Things got somewhat brighter up at the cash register, as the woman who worked there was tres sympa, and someone she introduced to me as a "famous writer" came in and joined our conversation.

Sigh. These are dark days.

11/02/2004

going salsa dancing with my confusion

I've taken to watching "Waking Life" during meals. All three of you out there who saw the movie might recognize the salsa quote from the Lorca-loving guy on the bridge's monologue.

The heater in my studio has been fixed and the plumbing is partially fixed. Thus, I am happier. And warmer.
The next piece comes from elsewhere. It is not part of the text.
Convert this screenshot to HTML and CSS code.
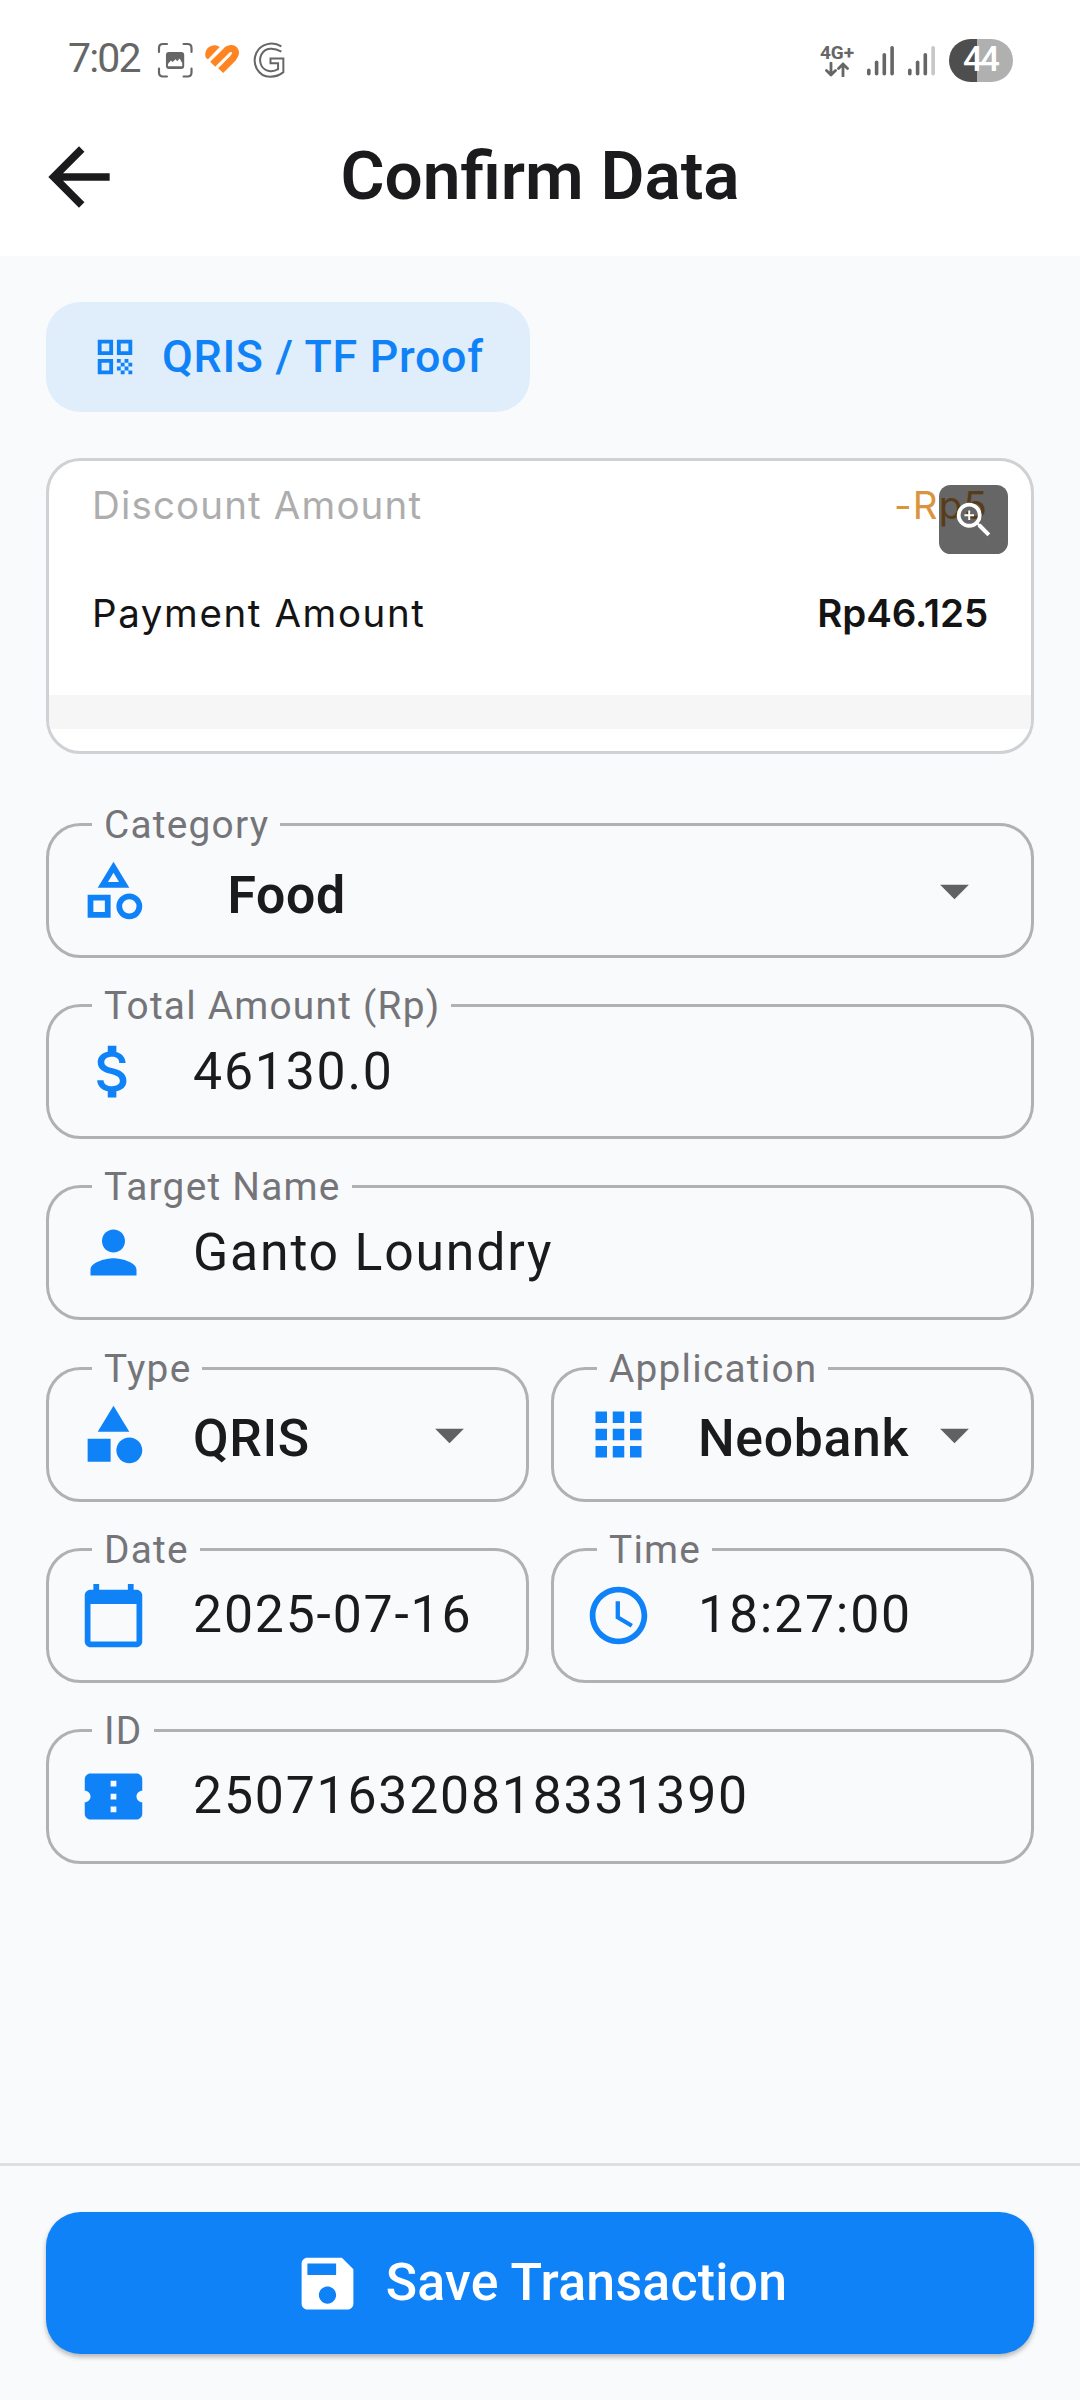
FILE: index.html
```
<!DOCTYPE html>
<html lang="en">
<head>
<meta charset="utf-8">
<title>Confirm Data</title>
<link rel="stylesheet" href="styles.css">
</head>
<body>
<div class="screen">
  <header class="header">
    <div class="status">
      <span class="clock">7:02</span>
      <svg class="st-shot" viewBox="0 0 110 110"><g fill="none" stroke="#666" stroke-width="6.5" stroke-linecap="round"><path d="M6 30V18Q6 6 18 6h12M80 6h12q12 0 12 12v12M104 80v12q0 12-12 12H80M30 104H18Q6 104 6 92V80"/></g><rect x="27" y="30" width="55" height="51" rx="9" fill="#666"/><path d="M33 73V66l9-10 5 4 9-8 5 6 7-8 8 13v10z" fill="#fff"/></svg>
      <svg class="st-heart" viewBox="0 0 110 100"><path d="M4 38C1 12 30-2 47 12L12 49C6 46 4 42 4 38Z" fill="#ff8522"/><path d="M26 64L64 26C74 14 88 14 93 23C98 32 92 40 87 46L50 83" fill="none" stroke="#ff8522" stroke-width="21" stroke-linejoin="round"/></svg>
      <svg class="st-g" viewBox="0 0 100 110"><path d="M86 13C60-3 24 4 10 33C-4 65 14 105 52 105C68 105 80 101 92 91V50H53V64H76V82C60 92 36 90 26 72C14 48 28 22 52 20C64 19 74 22 86 29" fill="none" stroke="#666" stroke-width="6"/></svg>
      <span class="spacer"></span>
      <div class="net">
        <span class="net-label">4G+</span>
        <svg class="net-arrows" viewBox="0 0 24 15"><path d="M6 1v12M1.500 8.500L6 13l4.500-4.500M18 14V2M13.500 6.500L18 2l4.500 4.500" fill="none" stroke="#666" stroke-width="2.800" stroke-linecap="round" stroke-linejoin="round"/></svg>
      </div>
      <svg class="bars bars-a" viewBox="0 0 28 31" fill="#666"><rect x="0" y="23.500" width="3.600" height="7" rx="1.800"/><rect x="7.800" y="15.500" width="3.600" height="15" rx="1.800"/><rect x="15.500" y="8" width="3.600" height="22.500" rx="1.800"/><rect x="23.300" y="1" width="3.600" height="29.500" rx="1.800"/></svg>
      <svg class="bars bars-b" viewBox="0 0 28 31" fill="#666"><rect x="0" y="23.500" width="3.600" height="7" rx="1.800"/><rect x="7.800" y="15.500" width="3.600" height="15" rx="1.800"/><rect x="15.500" y="8" width="3.600" height="22.500" rx="1.800"/><rect x="23.300" y="1" width="3.600" height="29.500" rx="1.800" fill="#c6c6c6"/></svg>
      <span class="battery">44</span>
    </div>
    <div class="appbar">
      <svg class="back" viewBox="0 0 24 24"><path d="M20 11H7.830l5.590-5.590L12 4l-8 8 8 8 1.410-1.410L7.830 13H20v-2z"/></svg>
      <h1 class="title">Confirm Data</h1>
    </div>
  </header>

  <main class="content">
    <div class="chip">
      <svg class="chip-icon" viewBox="0 0 24 24"><path fill-rule="evenodd" d="M3 11h8V3H3v8zm2-6h4v4H5V5zM3 21h8v-8H3v8zm2-6h4v4H5v-4zM13 3v8h8V3h-8zm6 6h-4V5h4v4zM19 19h2v2h-2zM13 13h2v2h-2zM15 15h2v2h-2zM13 17h2v2h-2zM15 19h2v2h-2zM17 17h2v2h-2zM17 13h2v2h-2zM19 15h2v2h-2z"/></svg>
      <span>QRIS / TF Proof</span>
    </div>

    <section class="proof">
      <div class="proof-row muted"><span>Discount Amount</span><span class="discount">-Rp5</span></div>
      <div class="proof-row"><span>Payment Amount</span><span class="amount">Rp46.125</span></div>
      <div class="proof-band"></div>
      <div class="zoom"><svg viewBox="0 0 24 24"><path d="M15.500 14h-.79l-.28-.27A6.471 6.471 0 0 0 16 9.500 6.500 6.500 0 1 0 9.500 16c1.610 0 3.090-.59 4.230-1.570l.27.28v.79l5 4.990L20.490 19l-4.990-5zm-6 0C7.010 14 5 11.990 5 9.500S7.010 5 9.500 5 14 7.010 14 9.500 11.990 14 9.500 14z"/><path d="M12 10h-2v2H9v-2H7V9h2V7h1v2h2v1z"/></svg></div>
    </section>

    <form class="fields">
      <fieldset class="field">
        <legend>Category</legend>
        <div class="body">
          <svg class="icon" viewBox="0 0 24 24"><path fill-rule="evenodd" d="M12 2l-5.500 9h11L12 2zm0 3.840L13.930 9h-3.870L12 5.840zM17.500 13a4.500 4.500 0 1 0 0 9 4.500 4.500 0 0 0 0-9zm0 7a2.500 2.500 0 1 1 0-5 2.500 2.500 0 0 1 0 5zM3 21.500h8v-8H3v8zm2-6h4v4H5v-4z"/></svg>
          <span class="value select indent">Food</span>
          <svg class="caret" viewBox="0 0 24 24"><path d="M7 10l5 5 5-5z"/></svg>
        </div>
      </fieldset>
      <fieldset class="field">
        <legend>Total Amount (Rp)</legend>
        <div class="body">
          <svg class="icon" viewBox="0 0 24 24"><path d="M11.800 10.900c-2.270-.59-3-1.200-3-2.150 0-1.090 1.010-1.850 2.700-1.850 1.780 0 2.440.85 2.500 2.100h2.210c-.07-1.720-1.120-3.300-3.210-3.810V3h-3v2.160c-1.940.42-3.500 1.680-3.500 3.610 0 2.310 1.910 3.460 4.700 4.130 2.500.6 3 1.480 3 2.410 0 .69-.49 1.790-2.700 1.790-2.060 0-2.870-.92-2.980-2.100h-2.200c.12 2.190 1.760 3.420 3.680 3.830V21h3v-2.150c1.950-.37 3.500-1.500 3.500-3.550 0-2.840-2.430-3.810-4.700-4.400z"/></svg>
          <span class="value">46130.0</span>
        </div>
      </fieldset>
      <fieldset class="field">
        <legend>Target Name</legend>
        <div class="body">
          <svg class="icon" viewBox="0 0 24 24"><path d="M12 12c2.210 0 4-1.790 4-4s-1.790-4-4-4-4 1.790-4 4 1.790 4 4 4zm0 2c-2.670 0-8 1.340-8 4v2h16v-2c0-2.660-5.330-4-8-4z"/></svg>
          <span class="value">Ganto Loundry</span>
        </div>
      </fieldset>
      <div class="pair">
        <fieldset class="field">
          <legend>Type</legend>
          <div class="body">
            <svg class="icon" viewBox="0 0 24 24"><path d="M12 2l-5.500 9h11zM3 13.500h8v8H3z"/><circle cx="17.500" cy="17.500" r="4.500"/></svg>
            <span class="value select">QRIS</span>
            <svg class="caret" viewBox="0 0 24 24"><path d="M7 10l5 5 5-5z"/></svg>
          </div>
        </fieldset>
        <fieldset class="field">
          <legend>Application</legend>
          <div class="body">
            <svg class="icon" viewBox="0 0 24 24"><path d="M4 8h4V4H4v4zm6 12h4v-4h-4v4zm-6 0h4v-4H4v4zm0-6h4v-4H4v4zm6 0h4v-4h-4v4zm6-10v4h4V4h-4zm-6 4h4V4h-4v4zm6 6h4v-4h-4v4zm0 6h4v-4h-4v4z"/></svg>
            <span class="value select">Neobank</span>
            <svg class="caret" viewBox="0 0 24 24"><path d="M7 10l5 5 5-5z"/></svg>
          </div>
        </fieldset>
      </div>
      <div class="pair">
        <fieldset class="field">
          <legend>Date</legend>
          <div class="body">
            <svg class="icon" viewBox="0 0 24 24"><path d="M20 3h-1V1h-2v2H7V1H5v2H4c-1.100 0-2 .9-2 2v16c0 1.100.9 2 2 2h16c1.100 0 2-.9 2-2V5c0-1.100-.9-2-2-2zm0 18H4V8h16v13z"/></svg>
            <span class="value">2025-07-16</span>
          </div>
        </fieldset>
        <fieldset class="field">
          <legend>Time</legend>
          <div class="body">
            <svg class="icon" viewBox="0 0 24 24"><path d="M11.990 2C6.470 2 2 6.480 2 12s4.470 10 9.990 10C17.520 22 22 17.520 22 12S17.520 2 11.990 2zM12 20c-4.420 0-8-3.580-8-8s3.580-8 8-8 8 3.580 8 8-3.580 8-8 8z"/><path d="M12.500 7H11v6l5.250 3.150.75-1.230-4.500-2.670z"/></svg>
            <span class="value">18:27:00</span>
          </div>
        </fieldset>
      </div>
      <fieldset class="field">
        <legend>ID</legend>
        <div class="body">
          <svg class="icon" viewBox="0 0 24 24"><path d="M22 10V6c0-1.110-.9-2-2-2H4c-1.100 0-1.990.89-1.990 2v4c1.100 0 1.990.9 1.990 2s-.89 2-2 2v4c0 1.100.9 2 2 2h16c1.100 0 2-.9 2-2v-4c-1.100 0-2-.9-2-2s.9-2 2-2zm-9 7.500h-2v-2h2v2zm0-4.500h-2v-2h2v2zm0-4.500h-2v-2h2v2z"/></svg>
          <span class="value">250716320818331390</span>
        </div>
      </fieldset>
    </form>
  </main>

  <footer class="footer">
    <button class="save" type="button">
      <svg class="save-icon" viewBox="0 0 24 24"><path d="M17 3H5c-1.110 0-2 .9-2 2v14c0 1.100.89 2 2 2h14c1.100 0 2-.9 2-2V7l-4-4zm-5 16c-1.660 0-3-1.340-3-3s1.340-3 3-3 3 1.340 3 3-1.340 3-3 3zm3-10H5V5h10v4z"/></svg>
      <span>Save Transaction</span>
    </button>
  </footer>
</div>
</body>
</html>
```
FILE: styles.css
```
* { box-sizing: border-box; }
body { margin: 0; font-family: Roboto, sans-serif; color: #1b1b1d; }
svg { display: block; flex: none; }

.screen { display: flex; flex-direction: column; width: 1080px; height: 2400px; background: #f8fafc; }

/* Status bar and app bar */
.header { height: 256px; background: #fff; }
.status { display: flex; align-items: center; height: 120px; padding: 0 67px 0 67px; color: #666; }
.clock { width: 90px; font-size: 41px; line-height: 48px; letter-spacing: -1.8px; padding-left: 1px; margin-top: -4px; }
.st-shot { width: 36.500px; height: 36.500px; }
.st-heart { width: 36.700px; height: 33.300px; margin-left: 10px; }
.st-g { width: 33px; height: 36.500px; margin-left: 13px; }
.spacer { flex: 1; }
.net { display: flex; flex-direction: column; align-items: center; width: 34px; margin-right: 13px; }
.net-label { font-size: 19px; font-weight: 700; line-height: 17px; }
.net-arrows { width: 24px; height: 15px; margin-top: 1px; }
.bars { width: 28px; height: 31px; margin-top: 1px; }
.bars-a { margin-right: 13px; }
.bars-b { margin-right: 13px; }
.battery { width: 64px; height: 43px; border-radius: 22px; background: linear-gradient(90deg, #4e4e4e 43%, #b0b0b0 43%); color: #fff; font-size: 35px; font-weight: 500; line-height: 42px; letter-spacing: -3px; text-indent: -2px; text-align: center; }

.appbar { display: grid; grid-template-columns: 158px 1fr 158px; align-items: center; height: 113px; }
.back { width: 92px; height: 92px; margin-left: 33px; fill: #1b1b1d; }
.title { margin: 0; padding-bottom: 2px; font-size: 67.500px; font-weight: 600; line-height: 80px; text-align: center; }

/* Content */
.content { flex: 1; display: flex; flex-direction: column; align-items: stretch; padding: 45.500px 46px 0; }
.chip { display: flex; align-items: center; align-self: flex-start; width: 484px; height: 110.500px; padding-left: 46px; gap: 24px; border-radius: 34.500px; background: #e0eefb; color: #0f82f8; font-size: 44.800px; font-weight: 500; letter-spacing: .700px; white-space: nowrap; }
.chip-icon { width: 46px; height: 46px; fill: #0f82f8; }

.proof { position: relative; height: 296px; margin-top: 46px; padding-top: 24px; border: 3px solid #cfd1d4; border-radius: 34.500px; background: #fff; overflow: hidden; font-family: Inter, sans-serif; font-size: 38.500px; color: #141414; }
.proof-row { display: flex; justify-content: space-between; height: 40px; padding: 0 43px 0 43px; line-height: 40px; letter-spacing: 1.600px; }
.proof-row + .proof-row { margin-top: 68px; }
.muted { color: #adadad; letter-spacing: 1.150px; }
.discount { color: #db943e; letter-spacing: 1.150px; }
.amount { font-weight: 600; letter-spacing: -.1px; }
.proof-band { height: 33.500px; margin-top: 62px; background: #f6f6f6; }
.zoom { position: absolute; top: 24px; right: 23px; display: flex; align-items: center; justify-content: center; width: 69px; height: 69px; border-radius: 11.500px; background: rgba(0, 0, 0, .6); }
.zoom svg { width: 46px; height: 46px; fill: #fff; }

.fields { display: flex; flex-direction: column; gap: 46.200px; margin-top: 69px; }
.pair { display: grid; grid-template-columns: 483px 483px; gap: 22px; }
.field { min-width: 0; height: 135px; margin: 0; padding: 0; border: 3px solid #b0b1b3; border-radius: 34.500px; }
.field legend { height: 3px; margin-left: 43px; padding: 0 11px 0 12px; font-size: 38.800px; line-height: 3px; letter-spacing: 1.240px; color: #757579; white-space: nowrap; }
.body { display: flex; align-items: center; height: 129px; padding: 0 42px 0 30px; }
.icon { width: 69px; height: 69px; fill: #0f82f8; }
.value { flex: 1; min-width: 0; margin-left: 45px; font-size: 51.750px; line-height: 60px; letter-spacing: 1.800px; white-space: nowrap; }
.select { padding-top: 9px; font-weight: 550; letter-spacing: .65px; }
.indent { padding-top: 11px; padding-left: 34.500px; font-weight: 600; }
.caret { width: 69px; height: 69px; fill: #616161; }

/* Bottom action */
.footer { height: 237px; padding: 46px 46px 0; border-top: 3px solid #dedfe0; }
.save { display: flex; align-items: center; justify-content: center; gap: 24px; width: 988px; height: 142px; padding: 0; border: 0; border-radius: 34.500px; background: #0f82f8; box-shadow: 0 3px 5px rgba(0, 0, 0, .28); color: #fff; font-family: Roboto, sans-serif; font-size: 51.750px; font-weight: 500; letter-spacing: .25px; }
.save span { padding-bottom: 2px; }
.save-icon { width: 69px; height: 69px; fill: #fff; }
```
But more to the point: this is a very important day. As my friend Kaitlin put it, election day is more exciting than Christmas (certainly to those of the hebraic persuasion it is!). But I've been on edge all day long, hooked on France 2 which keeps running footage of Americans standing in line to vote. Whowillitbewhoowillitbewhowillitbe?

To celebrate this important day and to commiserate with other Americans here in Paris [we're in for a lot of shit from the French if Bush wins], I am attending a party tonight from 12 am to 6 am at Planet Hollywood. Yes, Planet Hollywood. I look forward to learning the fate of the country-- the world--no, the universe!--over a plate of cap'n crunch chicken fingers (or is that hard rock cafe?). There are going to be around 600 people there, along with a lot of press and (let's hope) tight security. Oh, and the joint is on the Champs-Elysees. There's something very surreal about this whole plan. Anyway-- I'm going as a member of the Young Democrats Abroad, and the entire evening is sponsored by the Association of Americans Residing Abroad. Which means there will actually be Republicans there to throw dirty looks at when it's 4 am, Ohio went for Bush, and I'm falling asleep in my drink.

Pfeh, perish the thought. Ohio, make me proud. Vote Kerry.

By the way-- I do apologize for the somewhat philistine approach to politics I present in this blog. It's just that I'm not about to lend my voice to the chorus of pundits chewing over the same information. If you're curious to know WHY I support Kerry rather than Bush, I'd be happy to explain.

Happy voting, and see you on the flip side.